- DATA BLOCK
■ ■ ■
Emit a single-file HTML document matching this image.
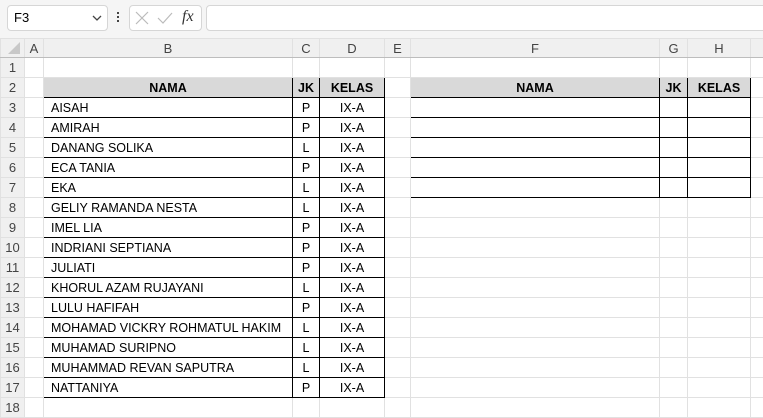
<!DOCTYPE html>
<html><head><meta charset="utf-8"><style>
body{margin:0;width:763px;height:407px;overflow:hidden;background:#fff;font-family:"Liberation Sans",sans-serif;font-size:12.5px;color:#000;position:relative}
.bar{position:absolute;left:0;top:0;width:763px;height:38px;background:#f5f5f5}
.nb{position:absolute;left:7px;top:5px;width:99px;height:24px;border:1px solid #d6d6d6;border-radius:4px;background:#fff}
.fxb{position:absolute;left:129px;top:5px;width:71px;height:24px;border:1px solid #d6d6d6;border-radius:4px;background:#fff}
.inp{position:absolute;left:206px;top:5px;width:570px;height:24px;border:1px solid #d6d6d6;border-radius:4px;background:#fff}
table{position:absolute;left:0;top:38px;border-collapse:collapse;table-layout:fixed;width:790px}
tr{height:20px}
td{height:19px;padding:0;border:1px solid #e1e1e1;white-space:nowrap;overflow:hidden;line-height:18px;font-size:12.5px}
tr.h{height:19px}
tr.h td{background:#f0f0f0;color:#444;text-align:center;height:18px;line-height:17px;border-color:#e1e1e1;border-bottom:1px solid #bdbdbd;font-size:13px}
td.r{background:#f0f0f0;color:#444;text-align:center;border-color:#e1e1e1;font-size:13px}
td.b{border:1px solid #000}
td.hd{background:#d9d9d9;font-weight:bold;text-align:center;border:1px solid #000}
td.c{text-align:center}
td.l{padding-left:7px}
</style></head><body>
<div class="bar">
<div class="nb"><span style="position:absolute;left:6px;top:4px;font-size:13px">F3</span>
<svg style="position:absolute;left:84px;top:9px" width="10" height="7"><path d="M1 1L5 5L9 1" fill="none" stroke="#444" stroke-width="1.3"/></svg></div>
<div style="position:absolute;left:117px;top:12px;width:2px;height:2px;background:#444;box-shadow:0 4px #444,0 8px #444"></div>
<div class="fxb">
<svg style="position:absolute;left:5px;top:5px" width="14" height="14"><path d="M1 1L13 13M13 1L1 13" stroke="#bbb" stroke-width="1.2"/></svg>
<svg style="position:absolute;left:27px;top:5px" width="16" height="14"><path d="M1 7L6 12L15 2" fill="none" stroke="#bbb" stroke-width="1.2"/></svg>
<span style="position:absolute;left:52px;top:2px;font-family:'Liberation Serif',serif;font-style:italic;font-size:16px;color:#333">fx</span></div>
<div class="inp"></div>
</div>
<table>
<colgroup><col style="width:24px"><col style="width:19px"><col style="width:249px"><col style="width:27px"><col style="width:65px"><col style="width:26px"><col style="width:249px"><col style="width:28px"><col style="width:63px"><col style="width:40px"></colgroup>
<tr class="h"><td style="background:#f0f0f0;position:relative"><svg style="position:absolute;left:6px;top:3px;display:block" width="14" height="12"><path d="M13 0L13 12L1 12Z" fill="#c8c8c8"/></svg></td><td>A</td><td>B</td><td>C</td><td>D</td><td>E</td><td>F</td><td>G</td><td>H</td><td></td></tr>
<tr><td class="r">1</td><td></td><td></td><td></td><td></td><td></td><td></td><td></td><td></td><td></td></tr>
<tr><td class="r">2</td><td></td><td class="hd">NAMA</td><td class="hd">JK</td><td class="hd">KELAS</td><td></td><td class="hd">NAMA</td><td class="hd">JK</td><td class="hd">KELAS</td><td></td></tr>
<tr><td class="r">3</td><td></td><td class="b l">AISAH</td><td class="b c">P</td><td class="b c">IX-A</td><td></td><td class="b"></td><td class="b"></td><td class="b"></td><td></td></tr>
<tr><td class="r">4</td><td></td><td class="b l">AMIRAH</td><td class="b c">P</td><td class="b c">IX-A</td><td></td><td class="b"></td><td class="b"></td><td class="b"></td><td></td></tr>
<tr><td class="r">5</td><td></td><td class="b l">DANANG SOLIKA</td><td class="b c">L</td><td class="b c">IX-A</td><td></td><td class="b"></td><td class="b"></td><td class="b"></td><td></td></tr>
<tr><td class="r">6</td><td></td><td class="b l">ECA TANIA</td><td class="b c">P</td><td class="b c">IX-A</td><td></td><td class="b"></td><td class="b"></td><td class="b"></td><td></td></tr>
<tr><td class="r">7</td><td></td><td class="b l">EKA</td><td class="b c">L</td><td class="b c">IX-A</td><td></td><td class="b"></td><td class="b"></td><td class="b"></td><td></td></tr>
<tr><td class="r">8</td><td></td><td class="b l">GELIY RAMANDA NESTA</td><td class="b c">L</td><td class="b c">IX-A</td><td></td><td></td><td></td><td></td><td></td></tr>
<tr><td class="r">9</td><td></td><td class="b l">IMEL LIA</td><td class="b c">P</td><td class="b c">IX-A</td><td></td><td></td><td></td><td></td><td></td></tr>
<tr><td class="r">10</td><td></td><td class="b l">INDRIANI SEPTIANA</td><td class="b c">P</td><td class="b c">IX-A</td><td></td><td></td><td></td><td></td><td></td></tr>
<tr><td class="r">11</td><td></td><td class="b l">JULIATI</td><td class="b c">P</td><td class="b c">IX-A</td><td></td><td></td><td></td><td></td><td></td></tr>
<tr><td class="r">12</td><td></td><td class="b l">KHORUL AZAM RUJAYANI</td><td class="b c">L</td><td class="b c">IX-A</td><td></td><td></td><td></td><td></td><td></td></tr>
<tr><td class="r">13</td><td></td><td class="b l">LULU HAFIFAH</td><td class="b c">P</td><td class="b c">IX-A</td><td></td><td></td><td></td><td></td><td></td></tr>
<tr><td class="r">14</td><td></td><td class="b l">MOHAMAD VICKRY ROHMATUL HAKIM</td><td class="b c">L</td><td class="b c">IX-A</td><td></td><td></td><td></td><td></td><td></td></tr>
<tr><td class="r">15</td><td></td><td class="b l">MUHAMAD SURIPNO</td><td class="b c">L</td><td class="b c">IX-A</td><td></td><td></td><td></td><td></td><td></td></tr>
<tr><td class="r">16</td><td></td><td class="b l">MUHAMMAD REVAN SAPUTRA</td><td class="b c">L</td><td class="b c">IX-A</td><td></td><td></td><td></td><td></td><td></td></tr>
<tr><td class="r">17</td><td></td><td class="b l">NATTANIYA</td><td class="b c">P</td><td class="b c">IX-A</td><td></td><td></td><td></td><td></td><td></td></tr>
<tr><td class="r">18</td><td></td><td></td><td></td><td></td><td></td><td></td><td></td><td></td><td></td></tr>
</table>
</body></html>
■ ■ ■
- YOUR GOAL
Write out the full listing verbatim, excluding its pictures.

- RESPONSE
Emit a single-file HTML document matching this image.
<!DOCTYPE html>
<html><head><meta charset="utf-8"><style>
body{margin:0;width:763px;height:407px;overflow:hidden;background:#fff;font-family:"Liberation Sans",sans-serif;font-size:12.5px;color:#000;position:relative}
.bar{position:absolute;left:0;top:0;width:763px;height:38px;background:#f5f5f5}
.nb{position:absolute;left:7px;top:5px;width:99px;height:24px;border:1px solid #d6d6d6;border-radius:4px;background:#fff}
.fxb{position:absolute;left:129px;top:5px;width:71px;height:24px;border:1px solid #d6d6d6;border-radius:4px;background:#fff}
.inp{position:absolute;left:206px;top:5px;width:570px;height:24px;border:1px solid #d6d6d6;border-radius:4px;background:#fff}
table{position:absolute;left:0;top:38px;border-collapse:collapse;table-layout:fixed;width:790px}
tr{height:20px}
td{height:19px;padding:0;border:1px solid #e1e1e1;white-space:nowrap;overflow:hidden;line-height:18px;font-size:12.5px}
tr.h{height:19px}
tr.h td{background:#f0f0f0;color:#444;text-align:center;height:18px;line-height:17px;border-color:#e1e1e1;border-bottom:1px solid #bdbdbd;font-size:13px}
td.r{background:#f0f0f0;color:#444;text-align:center;border-color:#e1e1e1;font-size:13px}
td.b{border:1px solid #000}
td.hd{background:#d9d9d9;font-weight:bold;text-align:center;border:1px solid #000}
td.c{text-align:center}
td.l{padding-left:7px}
</style></head><body>
<div class="bar">
<div class="nb"><span style="position:absolute;left:6px;top:4px;font-size:13px">F3</span>
<svg style="position:absolute;left:84px;top:9px" width="10" height="7"><path d="M1 1L5 5L9 1" fill="none" stroke="#444" stroke-width="1.3"/></svg></div>
<div style="position:absolute;left:117px;top:12px;width:2px;height:2px;background:#444;box-shadow:0 4px #444,0 8px #444"></div>
<div class="fxb">
<svg style="position:absolute;left:5px;top:5px" width="14" height="14"><path d="M1 1L13 13M13 1L1 13" stroke="#bbb" stroke-width="1.2"/></svg>
<svg style="position:absolute;left:27px;top:5px" width="16" height="14"><path d="M1 7L6 12L15 2" fill="none" stroke="#bbb" stroke-width="1.2"/></svg>
<span style="position:absolute;left:52px;top:2px;font-family:'Liberation Serif',serif;font-style:italic;font-size:16px;color:#333">fx</span></div>
<div class="inp"></div>
</div>
<table>
<colgroup><col style="width:24px"><col style="width:19px"><col style="width:249px"><col style="width:27px"><col style="width:65px"><col style="width:26px"><col style="width:249px"><col style="width:28px"><col style="width:63px"><col style="width:40px"></colgroup>
<tr class="h"><td style="background:#f0f0f0;position:relative"><svg style="position:absolute;left:6px;top:3px;display:block" width="14" height="12"><path d="M13 0L13 12L1 12Z" fill="#c8c8c8"/></svg></td><td>A</td><td>B</td><td>C</td><td>D</td><td>E</td><td>F</td><td>G</td><td>H</td><td></td></tr>
<tr><td class="r">1</td><td></td><td></td><td></td><td></td><td></td><td></td><td></td><td></td><td></td></tr>
<tr><td class="r">2</td><td></td><td class="hd">NAMA</td><td class="hd">JK</td><td class="hd">KELAS</td><td></td><td class="hd">NAMA</td><td class="hd">JK</td><td class="hd">KELAS</td><td></td></tr>
<tr><td class="r">3</td><td></td><td class="b l">AISAH</td><td class="b c">P</td><td class="b c">IX-A</td><td></td><td class="b"></td><td class="b"></td><td class="b"></td><td></td></tr>
<tr><td class="r">4</td><td></td><td class="b l">AMIRAH</td><td class="b c">P</td><td class="b c">IX-A</td><td></td><td class="b"></td><td class="b"></td><td class="b"></td><td></td></tr>
<tr><td class="r">5</td><td></td><td class="b l">DANANG SOLIKA</td><td class="b c">L</td><td class="b c">IX-A</td><td></td><td class="b"></td><td class="b"></td><td class="b"></td><td></td></tr>
<tr><td class="r">6</td><td></td><td class="b l">ECA TANIA</td><td class="b c">P</td><td class="b c">IX-A</td><td></td><td class="b"></td><td class="b"></td><td class="b"></td><td></td></tr>
<tr><td class="r">7</td><td></td><td class="b l">EKA</td><td class="b c">L</td><td class="b c">IX-A</td><td></td><td class="b"></td><td class="b"></td><td class="b"></td><td></td></tr>
<tr><td class="r">8</td><td></td><td class="b l">GELIY RAMANDA NESTA</td><td class="b c">L</td><td class="b c">IX-A</td><td></td><td></td><td></td><td></td><td></td></tr>
<tr><td class="r">9</td><td></td><td class="b l">IMEL LIA</td><td class="b c">P</td><td class="b c">IX-A</td><td></td><td></td><td></td><td></td><td></td></tr>
<tr><td class="r">10</td><td></td><td class="b l">INDRIANI SEPTIANA</td><td class="b c">P</td><td class="b c">IX-A</td><td></td><td></td><td></td><td></td><td></td></tr>
<tr><td class="r">11</td><td></td><td class="b l">JULIATI</td><td class="b c">P</td><td class="b c">IX-A</td><td></td><td></td><td></td><td></td><td></td></tr>
<tr><td class="r">12</td><td></td><td class="b l">KHORUL AZAM RUJAYANI</td><td class="b c">L</td><td class="b c">IX-A</td><td></td><td></td><td></td><td></td><td></td></tr>
<tr><td class="r">13</td><td></td><td class="b l">LULU HAFIFAH</td><td class="b c">P</td><td class="b c">IX-A</td><td></td><td></td><td></td><td></td><td></td></tr>
<tr><td class="r">14</td><td></td><td class="b l">MOHAMAD VICKRY ROHMATUL HAKIM</td><td class="b c">L</td><td class="b c">IX-A</td><td></td><td></td><td></td><td></td><td></td></tr>
<tr><td class="r">15</td><td></td><td class="b l">MUHAMAD SURIPNO</td><td class="b c">L</td><td class="b c">IX-A</td><td></td><td></td><td></td><td></td><td></td></tr>
<tr><td class="r">16</td><td></td><td class="b l">MUHAMMAD REVAN SAPUTRA</td><td class="b c">L</td><td class="b c">IX-A</td><td></td><td></td><td></td><td></td><td></td></tr>
<tr><td class="r">17</td><td></td><td class="b l">NATTANIYA</td><td class="b c">P</td><td class="b c">IX-A</td><td></td><td></td><td></td><td></td><td></td></tr>
<tr><td class="r">18</td><td></td><td></td><td></td><td></td><td></td><td></td><td></td><td></td><td></td></tr>
</table>
</body></html>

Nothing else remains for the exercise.